7. The adjusting device of claim 6, wherein the actuator is magnetically controllable and encompassed by an actuator coil.

8. The adjusting device of claim 7, wherein in a nonactivated state of the tappet the connection bushing is disposed between the actuator coil and the actuator.

9. The adjusting device of claim 7, wherein between the guide cylinder and the pole core a magnetic flux flows through the connection bushing.

10. The adjusting device of claim 1, wherein the guide cylinder is formed of a first guide sleeve and a second guide sleeve which are connected pressure-tight with one another.

11. The adjusting device of claim 10, wherein the first guide sleeve is produced out of a non-magnetic material and supports the tappet in the longitudinal axis and the second guide sleeve is produced out of a soft magnetic material and supports the actuator in the longitudinal axis.

12. The adjusting device of claim 1, wherein a recuperating spring is provided which is stayed on the guide cylinder and is in operational contact with the tappet.

13. The adjusting device of claim 1, wherein the guide cylinder comprises a sealing on an outer surface.

14. The adjusting device of claim 5, wherein the guide cylinder comprises a contact face that is in contact on a connection side of the connection plate.

15. The adjusting device of claim 1, wherein a sliding bushing is provided by which a maximal working stroke of the tappet in the longitudinal axis is predetermined.

16. The adjusting device of claim 14, further comprising a housing opposite the connection side of the connection plate.

17. The adjusting device of claim 1, wherein the adjusting device is developed in a cartridge design.

18. A motor vehicle with an adjusting device of claim 1.

Description

[0026] In the following a preferred embodiment example of the invention will be described in detail with reference to the accompanying drawing.
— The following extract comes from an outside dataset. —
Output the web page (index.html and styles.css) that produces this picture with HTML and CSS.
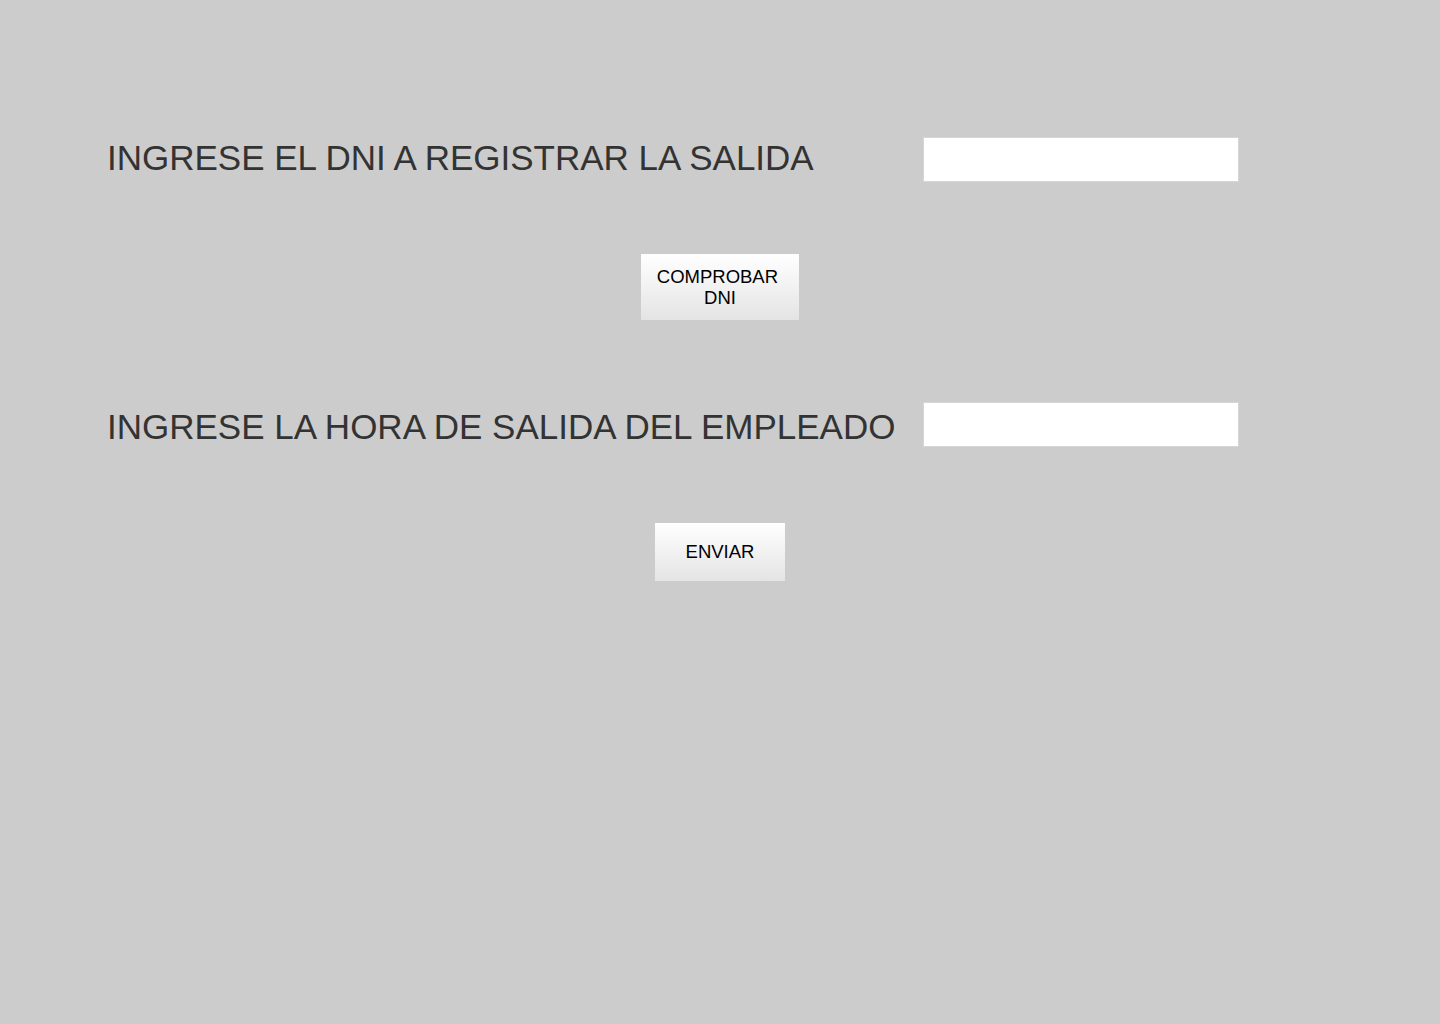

In the drawing depict:

[0027] FIG. 1 a perspective view of an adjusting device according to the invention with a tappet assembly with a guide cylinder closed as half-open cylinder by means of a lid-shaped pole core and a non-magnetic connection bushing, and

[0028] FIG. 2 a schematic and sectional view of the adjusting device according to FIG. 1.

[0029] In the following an adjusting device 1 according to a preferred embodiment example of the invention will be described in detail with reference to FIGS. 1 and 2.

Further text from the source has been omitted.